The Dukes: An Old Tune, Professionally Sung

Even if you don't know the name, you'll recognize Robert Davi's slightly corroded handsomeness and shiny, bottomless eyes. The ubiquitous Astoria, N.Y.–born character actor directs himself as the frontman of a group of golden-oldie doo-woppers, men who've seen better paychecks, shopping for work in the L.A. nostalgia circuit. Peter Bogdanovich is the group's manager, his full-body sag betraying a yellowed Rolodex. On a shoestring, the Dukes attempt to handle ex-wives, diabetes, and dentists' bills, while collectively trying to ignore a smarting sense of middle-aged disappointment.
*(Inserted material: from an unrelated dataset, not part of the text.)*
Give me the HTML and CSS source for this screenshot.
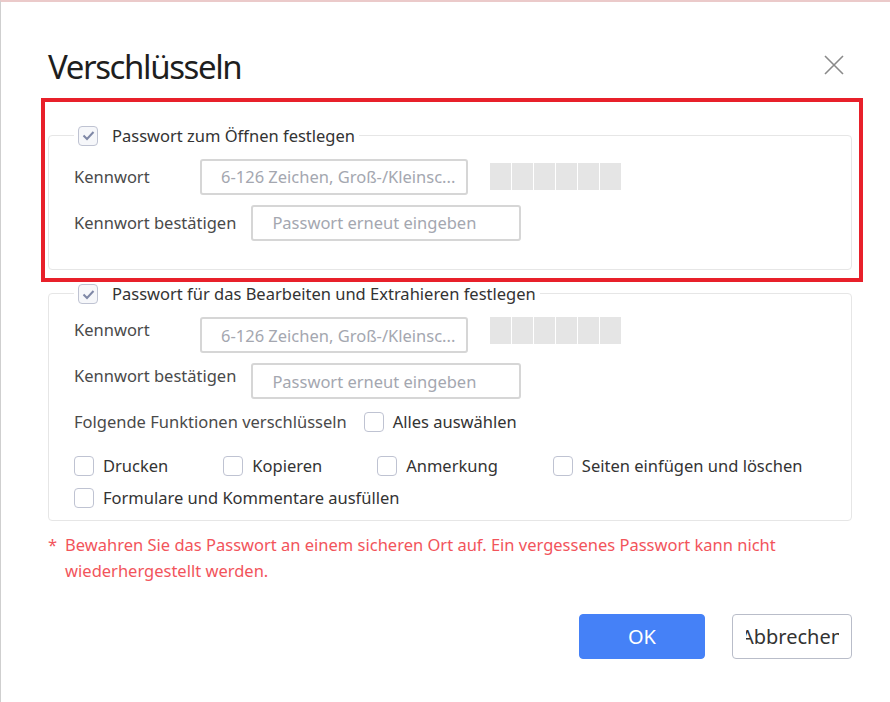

Davi, who's done more journeyman jobs than most, opines: "Hollywood is limbo—you wait there and then your soul goes to Santa Monica." Getting some lithe sequence shots out of his camera crew, this first-time director shows a knack for bending scenes off in the middle and twisting them into pleasingly unexpected shapes. The Dukes complains a bit under its heavy freight of low-payoff exposition, and brings business back for unnecessary encores (sideman Chazz Palminteri's chubby-chasing worked in whenever). How, though, to resent a work of such deliberate inconsequence? Even the boys' desperate foray into amateur breaking-and-entering isn't written toward a big heist climax, but merely another soft tapering-off, a stoic "That's life" shrug, better luck tomorrow, moving on.